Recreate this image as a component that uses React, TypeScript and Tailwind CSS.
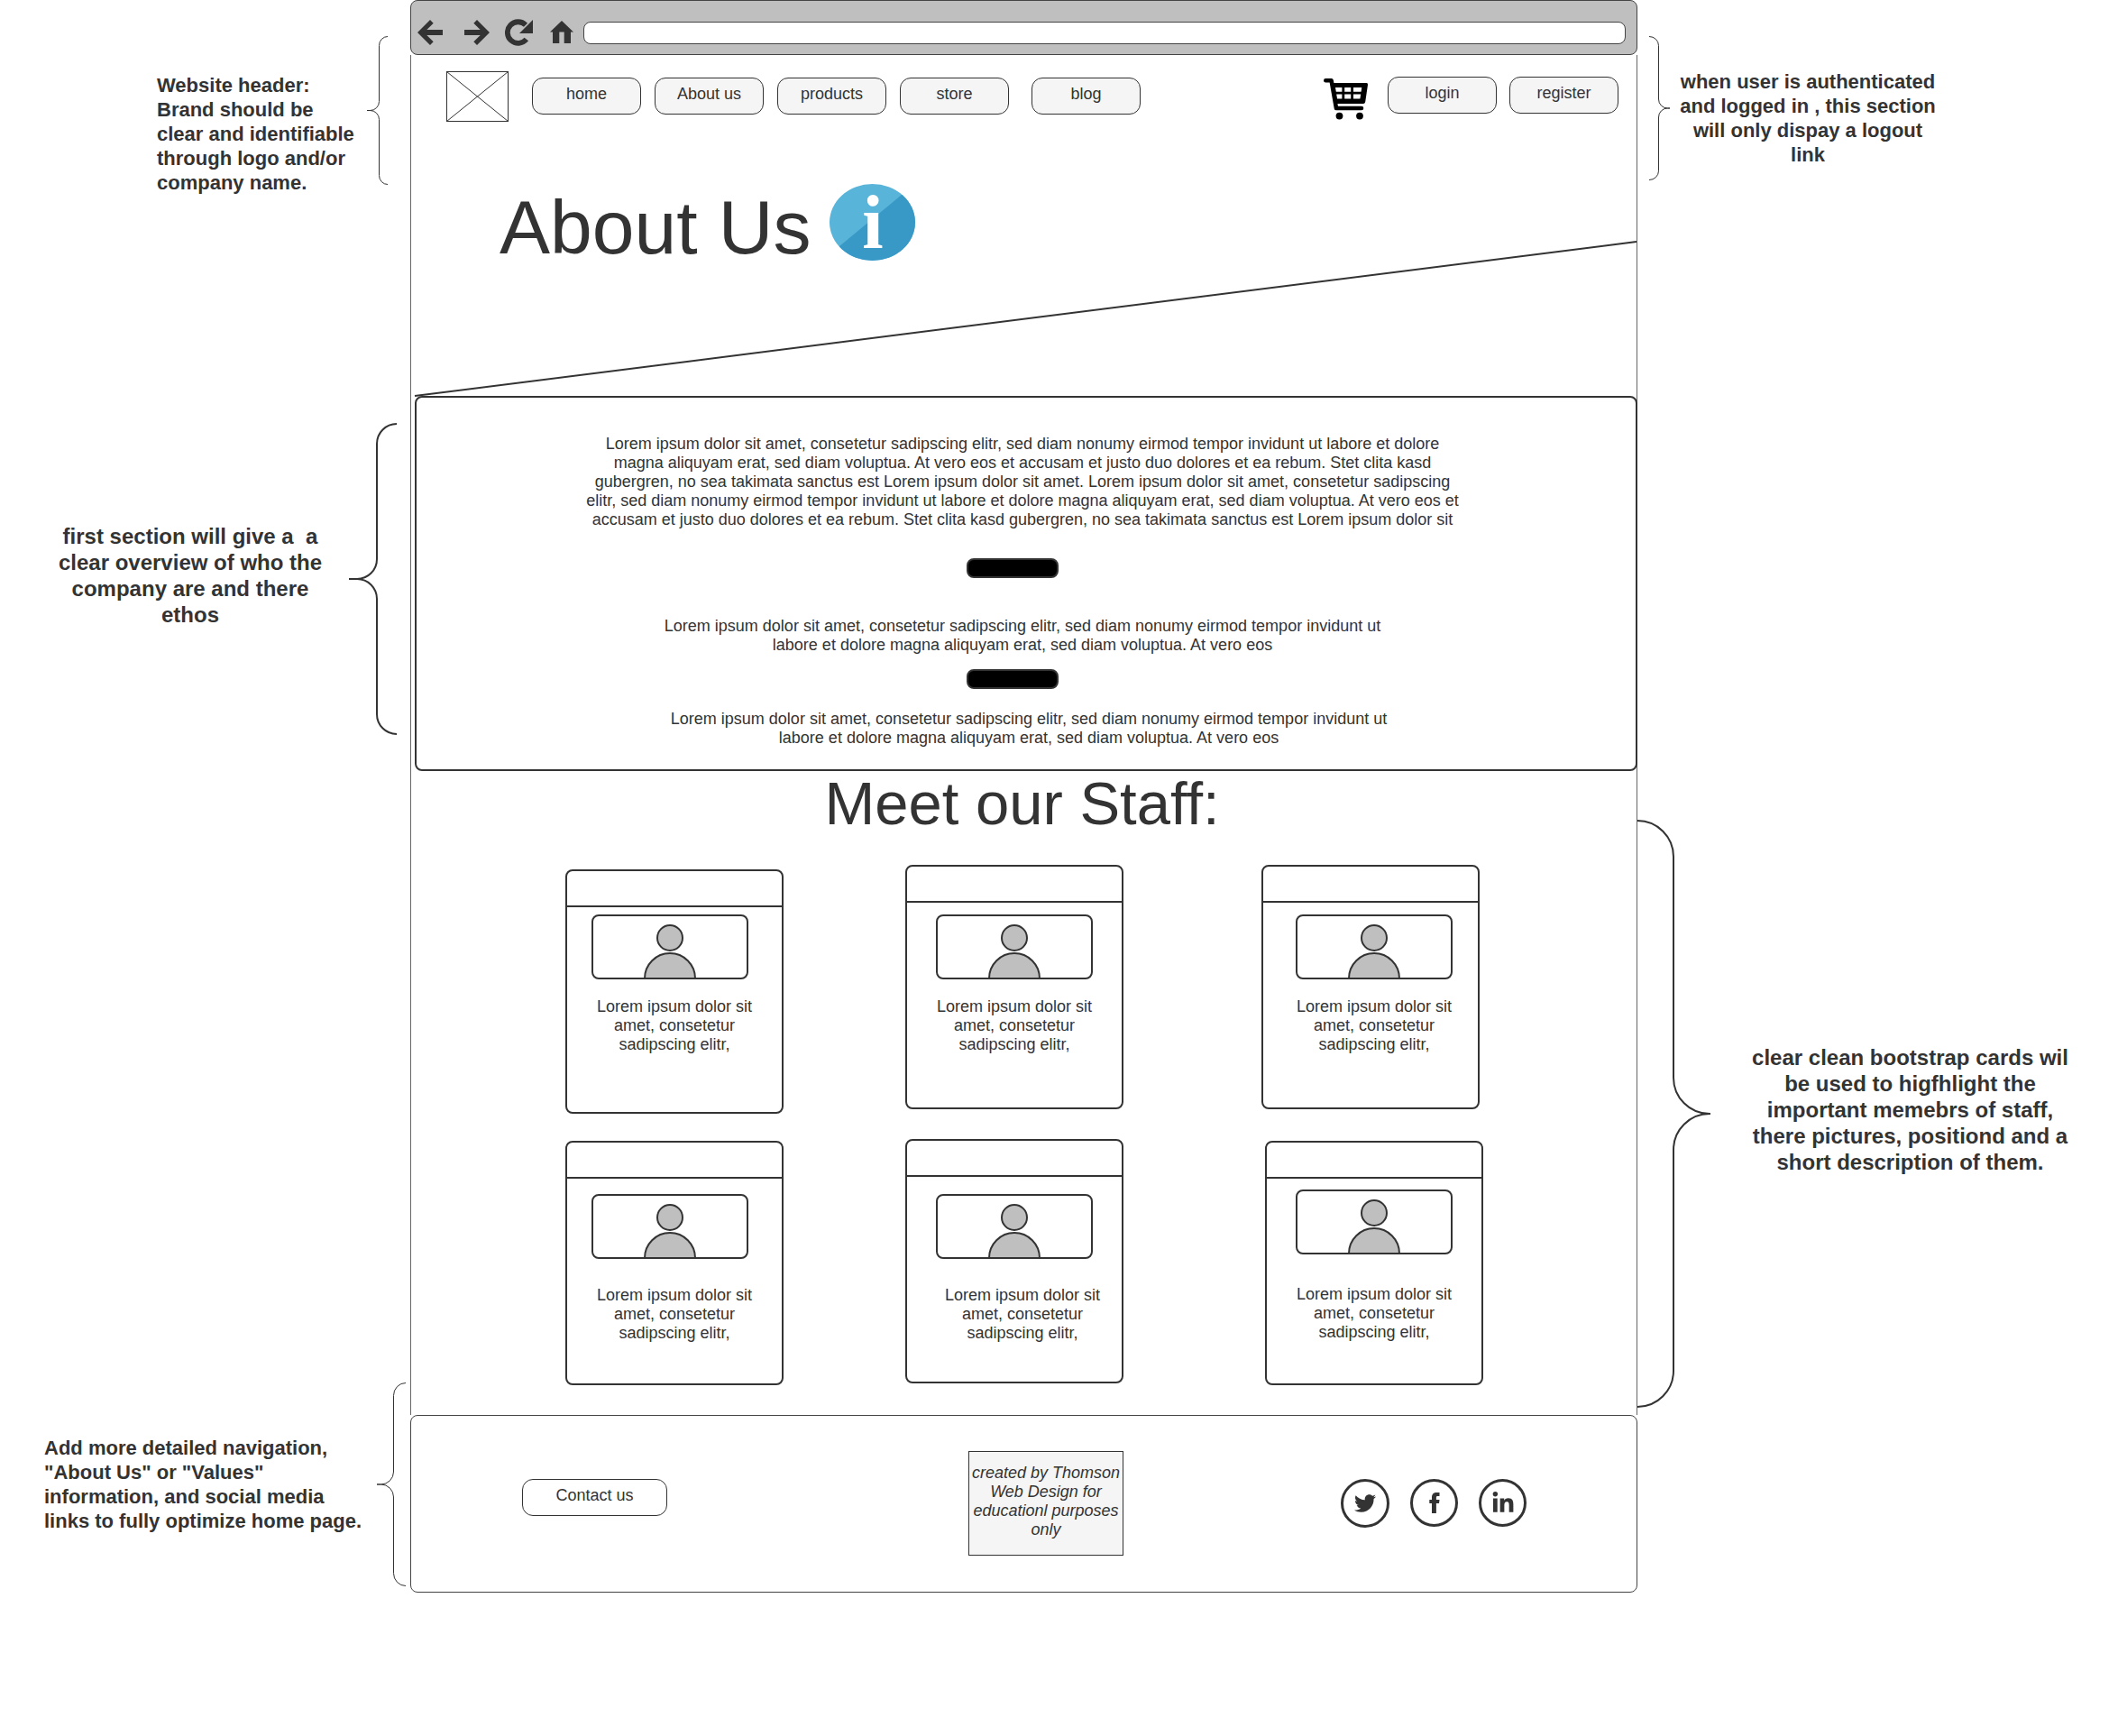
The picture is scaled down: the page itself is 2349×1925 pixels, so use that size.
import type { ReactNode } from "react";
import { FaLinkedinIn, FaTwitter } from "react-icons/fa";

const INK = "#333333";

function Lines({ lines }: { lines: string[] }) {
  return (
    <>
      {lines.map((line, i) => (
        <span key={i} className="block whitespace-pre">
          {line}
        </span>
      ))}
    </>
  );
}

type BraceProps = {
  side: "left" | "right";
  width: number;
  height: number;
  radius: number;
  spine: number;
  stroke: number;
};

/* Curly brace; `spine` is the distance from the pointed side to the long vertical stroke. */
function Brace({ side, width, height, radius: r, spine, stroke }: BraceProps) {
  const mid = height / 2;
  const t = spine - r;
  const top = stroke / 2;
  const bottom = height - stroke / 2;
  const d =
    `M${width} ${top} A${width - spine} ${r} 0 0 0 ${spine} ${top + r} V${mid - r} A${r} ${r} 0 0 1 ${t} ${mid} H0 H${t} ` +
    `A${r} ${r} 0 0 1 ${spine} ${mid + r} V${bottom - r} A${width - spine} ${r} 0 0 0 ${width} ${bottom}`;
  return (
    <svg width={width} height={height} viewBox={`0 0 ${width} ${height}`} fill="none" stroke={INK} strokeWidth={stroke} className="shrink-0" aria-hidden="true">
      <path d={d} transform={side === "right" ? `translate(${width} 0) scale(-1 1)` : undefined} />
    </svg>
  );
}

function BarButton({ label, children }: { label: string; children: ReactNode }) {
  return (
    <button type="button" aria-label={label} className="shrink-0 text-[#333333]">
      {children}
    </button>
  );
}

function BrowserBar() {
  return (
    <div className="flex h-[61px] items-center rounded-lg border border-[#444444] bg-[#bfbfbf] pt-[11px] pr-3 pl-[7px]">
      <BarButton label="Back">
        <svg width="28" height="28" viewBox="0 0 28 28" fill="currentColor">
          <path d="M0 14 14 0l3.7 3.7L10.3 11H28v6H10.3l7.4 7.3L14 28z" />
        </svg>
      </BarButton>
      <span className="w-6" />
      <BarButton label="Forward">
        <svg width="28" height="28" viewBox="0 0 28 28" fill="currentColor">
          <path d="M28 14 14 0l-3.7 3.7 7.4 7.3H0v6h17.7l-7.4 7.3L14 28z" />
        </svg>
      </BarButton>
      <span className="w-[17px]" />
      <BarButton label="Reload">
        <svg width="31" height="30" viewBox="0 0 31 30">
          <path d="M23 6.7A11.8 11.8 0 1 0 23.8 22.5" fill="none" stroke="currentColor" strokeWidth="5.8" />
          <path d="M31 1v15H16z" fill="currentColor" />
        </svg>
      </BarButton>
      <span className="w-[19px]" />
      <BarButton label="Home">
        <svg width="26" height="26" viewBox="0 0 26 26" fill="currentColor">
          <path d="M13 0l13 12.6h-3V25h-7.3V12.4h-5.4V25H3V12.6H0z" />
        </svg>
      </BarButton>
      <input type="text" aria-label="Address" className="ml-[11px] h-[25px] min-w-0 flex-1 rounded-lg border border-[#444444] bg-white px-3 text-sm outline-none" />
    </div>
  );
}

function PillLink({ children, className = "" }: { children: ReactNode; className?: string }) {
  return (
    <a href="#" className={`block h-[41px] w-[121px] rounded-xl border border-[#333333] bg-[#f5f5f5] pt-[7px] text-center text-[18px] leading-[21px] ${className}`}>
      {children}
    </a>
  );
}

function CartIcon() {
  return (
    <svg width="50" height="46" viewBox="0 0 50 46" aria-hidden="true">
      <path d="M2.3 2.3H8.6L14 33H42" fill="none" stroke="#000" strokeWidth="4.6" strokeLinecap="round" strokeLinejoin="round" />
      <path
        fillRule="evenodd"
        d="M9 5H47.5Q49.3 5 49 7L46.2 26Q45.8 28 44 28H13zM13 9.9l.8 4.8h6.6V9.9zM23.2 9.9v4.8h7V9.9zM33 9.9v4.8h8.6l.7-4.8zM14.2 17.6l.8 5h5.4v-5zM23.2 17.6v5h7v-5zM33 17.6v5h7.4l.8-5z"
      />
      <circle cx="17.5" cy="41.6" r="3.9" />
      <circle cx="40" cy="41.6" r="3.9" />
    </svg>
  );
}

function SiteHeader() {
  return (
    <header className="flex items-start pt-[18px] pr-5 pl-[39px]">
      <a href="#" aria-label="Logo" className="block shrink-0">
        <svg width="69" height="56" viewBox="0 0 69 56" fill="none" stroke={INK} strokeWidth="1">
          <rect x="0.5" y="0.5" width="68" height="55" />
          <path d="M0.5 0.5l68 55M68.5 0.5l-68 55" />
        </svg>
      </a>
      <nav className="mt-[7px] ml-[26px] flex gap-[15px]">
        <PillLink>home</PillLink>
        <PillLink>About us</PillLink>
        <PillLink>products</PillLink>
        <PillLink>store</PillLink>
        <PillLink className="ml-2.5">blog</PillLink>
      </nav>
      <div className="mt-[6px] ml-auto flex gap-[14px]">
        <a href="#" aria-label="Cart" className="mt-0.5 mr-[7px]">
          <CartIcon />
        </a>
        <PillLink>login</PillLink>
        <PillLink>register</PillLink>
      </div>
    </header>
  );
}

function InfoIcon() {
  return (
    <div className="relative h-[85px] w-[95px] shrink-0">
      <svg width="95" height="85" viewBox="0 0 95 85" aria-hidden="true">
        <defs>
          <clipPath id="info-disc">
            <ellipse cx="47.5" cy="42.5" rx="47.5" ry="42.5" />
          </clipPath>
        </defs>
        <g clipPath="url(#info-disc)">
          <rect width="95" height="85" fill="#59b4d9" />
          <path d="M80 12 11 69v16h84V12z" fill="#3999c6" />
        </g>
      </svg>
      <span className="absolute inset-x-0 -top-1 pl-0.5 text-center font-['Liberation_Serif',serif] text-[84px] leading-[94px] font-bold text-white">i</span>
    </div>
  );
}

function FacebookGlyph() {
  return (
    <svg width="12" height="23" viewBox="0 0 12 23" fill="currentColor" aria-hidden="true">
      <path d="M3 23V12H.3V8H3V5.6C3 1.8 5 0 8.4 0H11.5v4H9.4C8.2 4 7.9 4.6 7.9 5.8V8h3.6l-.5 4H7.9v11z" />
    </svg>
  );
}

function Overview() {
  const divider = <div className="mr-[30px] h-[22px] w-[102px] rounded-lg border-2 border-[#333333] bg-black" />;
  return (
    <section className="-mr-px ml-1 flex flex-col items-center rounded-lg border-2 border-[#333333] pt-[41px] pb-6 text-center text-[18px] leading-[21px]">
      <p className="mr-2">
        <Lines
          lines={[
            "Lorem ipsum dolor sit amet, consetetur sadipscing elitr, sed diam nonumy eirmod tempor invidunt ut labore et dolore",
            "magna aliquyam erat, sed diam voluptua. At vero eos et accusam et justo duo dolores et ea rebum. Stet clita kasd",
            "gubergren, no sea takimata sanctus est Lorem ipsum dolor sit amet. Lorem ipsum dolor sit amet, consetetur sadipscing",
            "elitr, sed diam nonumy eirmod tempor invidunt ut labore et dolore magna aliquyam erat, sed diam voluptua. At vero eos et",
            "accusam et justo duo dolores et ea rebum. Stet clita kasd gubergren, no sea takimata sanctus est Lorem ipsum dolor sit",
          ]}
        />
      </p>
      <div className="mt-8">{divider}</div>
      <p className="mt-[43px] mr-2">
        <Lines
          lines={[
            "Lorem ipsum dolor sit amet, consetetur sadipscing elitr, sed diam nonumy eirmod tempor invidunt ut",
            "labore et dolore magna aliquyam erat, sed diam voluptua. At vero eos",
          ]}
        />
      </p>
      <div className="mt-4">{divider}</div>
      <p className="mt-[23px] ml-1.5">
        <Lines
          lines={[
            "Lorem ipsum dolor sit amet, consetetur sadipscing elitr, sed diam nonumy eirmod tempor invidunt ut",
            "labore et dolore magna aliquyam erat, sed diam voluptua. At vero eos",
          ]}
        />
      </p>
    </section>
  );
}

type StaffCard = { card: string; photo: string; text: string };

const staff: StaffCard[] = [
  { card: "mt-[5px]", photo: "ml-[27px] mt-2", text: "mt-5" },
  { card: "", photo: "ml-8 mt-[13px]", text: "mt-5" },
  { card: "", photo: "ml-9 mt-[13px]", text: "mt-5 pl-2" },
  { card: "mt-0.5", photo: "ml-[27px] mt-[17px]", text: "mt-[30px]" },
  { card: "", photo: "ml-8 mt-[19px]", text: "mt-[30px] pl-[18px]" },
  { card: "mt-0.5 ml-1", photo: "ml-8 mt-3", text: "mt-[34px]" },
];

function Card({ card, photo, text }: StaffCard) {
  return (
    <article className={`h-[271px] w-[242px] rounded-lg border-2 border-[#333333] ${card}`}>
      <div className="h-10 border-b-2 border-[#333333]" />
      <div className={`flex h-[72px] w-[174px] justify-center rounded-lg border-2 border-[#333333] ${photo}`}>
        <svg width="60" height="70" viewBox="0 0 60 70" fill="#bfbfbf" stroke={INK} strokeWidth="2" className="shrink-0" role="img" aria-label="Staff photo">
          <circle cx="30" cy="24" r="14" />
          <path d="M2 69a28 28 0 0 1 56 0z" />
        </svg>
      </div>
      <p className={`text-center text-[18px] leading-[21px] ${text}`}>
        <Lines lines={["Lorem ipsum dolor sit", "amet, consetetur", "sadipscing elitr,"]} />
      </p>
    </article>
  );
}

function SiteFooter() {
  return (
    <footer className="flex h-[197px] items-start rounded-lg border border-[#444444] pt-[39px] pr-[122px] pl-[123px]">
      <button type="button" className="mt-[31px] h-[41px] w-[161px] rounded-xl border border-[#333333] pb-1 text-[18px] leading-[21px]">
        Contact us
      </button>
      <div className="ml-auto h-[116px] w-[172px] border border-[#333333] bg-[#f5f5f5] pt-[13px] text-center text-[18px] leading-[21px] italic">
        <Lines lines={["created by Thomson", "Web Design for", "educationl purposes", "only"]} />
      </div>
      <div className="mt-[31px] ml-[241px] flex gap-[23px]">
        <a href="#" aria-label="Twitter" className="flex size-[54px] items-center justify-center rounded-full border-3 border-[#333333]">
          <FaTwitter size={24} />
        </a>
        <a href="#" aria-label="Facebook" className="flex size-[53px] items-center justify-center rounded-full border-3 border-[#333333]">
          <FacebookGlyph />
        </a>
        <a href="#" aria-label="LinkedIn" className="flex size-[53px] items-center justify-center rounded-full border-3 border-[#333333]">
          <FaLinkedinIn size={26} />
        </a>
      </div>
    </footer>
  );
}

export default function App() {
  return (
    <div className="grid grid-cols-[455fr_1361fr_533fr] bg-white font-['Liberation_Sans',Arial,sans-serif] text-[#333333]">
      <aside className="flex flex-col pt-10">
        <div className="flex items-start justify-end pr-[25px]">
          <p className="mt-[41px] w-[233px] text-[22px] leading-[27px] font-bold">
            <Lines lines={["Website header:", "Brand should be", "clear and identifiable", "through logo and/or", "company name."]} />
          </p>
          <Brace side="left" width={23} height={165} radius={10} spine={13.5} stroke={1} />
        </div>
        <div className="mt-[253px] flex items-center justify-end pr-[15px]">
          <p className="w-[352px] pb-2 text-center text-[24px] leading-[29px] font-bold">
            <Lines lines={["first section will give a  a", "clear overview of who the", "company are and there", "ethos"]} />
          </p>
          <Brace side="left" width={53} height={346} radius={22} spine={31} stroke={2} />
        </div>
        <div className="mt-[718px] flex items-center justify-end pr-[5px]">
          <p className="w-[369px] text-[22px] leading-[27px] font-bold">
            <Lines lines={["Add more detailed navigation,", '"About Us" or "Values"', "information, and social media", "links to fully optimize home page."]} />
          </p>
          <Brace side="left" width={32} height={226} radius={14} spine={18.5} stroke={1} />
        </div>
      </aside>

      <main>
        <BrowserBar />
        <div className="border-x border-[#666666]">
          <div className="relative pb-[139px]">
            <SiteHeader />
            <div className="mt-[69px] flex items-start gap-5 pl-[98px]">
              <h1 className="text-[84px] leading-[96px]">About Us</h1>
              <InfoIcon />
            </div>
            <div className="pointer-events-none absolute inset-x-0 bottom-0 h-[173px] pl-1" aria-hidden="true">
              <svg className="block size-full overflow-visible" viewBox="0 0 100 173" preserveAspectRatio="none">
                <path d="M0 173L100 2" stroke={INK} strokeWidth="2" vectorEffect="non-scaling-stroke" />
              </svg>
            </div>
          </div>
          <Overview />
          <section className="pb-[33px]">
            <h2 className="pr-1 text-center text-[67px] leading-[72px]">Meet our Staff:</h2>
            <div className="mt-8 grid grid-cols-[379fr_397fr_242fr] gap-y-7 pr-[170px] pl-[171px]">
              {staff.map((s, i) => (
                <Card key={i} {...s} />
              ))}
            </div>
          </section>
        </div>
        <SiteFooter />
      </main>

      <aside className="flex flex-col pt-10">
        <div className="flex items-start pl-[13px]">
          <Brace side="right" width={23} height={160} radius={10} spine={12.5} stroke={1} />
          <p className="mt-[37px] w-[306px] text-center text-[22px] leading-[27px] font-bold">
            <Lines lines={["when user is authenticated", "and logged in , this section", "will only dispay a logout", "link"]} />
          </p>
        </div>
        <div className="mt-[709px] flex items-center">
          <Brace side="right" width={81} height={652} radius={40} spine={41} stroke={2} />
          <p className="w-[443px] pb-2.5 text-center text-[24px] leading-[29px] font-bold">
            <Lines lines={["clear clean bootstrap cards wil", "be used to higfhlight the", "important memebrs of staff,", "there pictures, positiond and a", "short description of them."]} />
          </p>
        </div>
      </aside>
    </div>
  );
}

════════════════════

- PROBLEM DETAILS
Show the lines that mention the word "size".

- SOLUTION TO THIS TASK
The picture is scaled down: the page itself is 2349×1925 pixels, so use that size.
        <a href="#" aria-label="Twitter" className="flex size-[54px] items-center justify-center rounded-full border-3 border-[#333333]">
          <FaTwitter size={24} />
        <a href="#" aria-label="Facebook" className="flex size-[53px] items-center justify-center rounded-full border-3 border-[#333333]">
        <a href="#" aria-label="LinkedIn" className="flex size-[53px] items-center justify-center rounded-full border-3 border-[#333333]">
          <FaLinkedinIn size={26} />
              <svg className="block size-full overflow-visible" viewBox="0 0 100 173" preserveAspectRatio="none">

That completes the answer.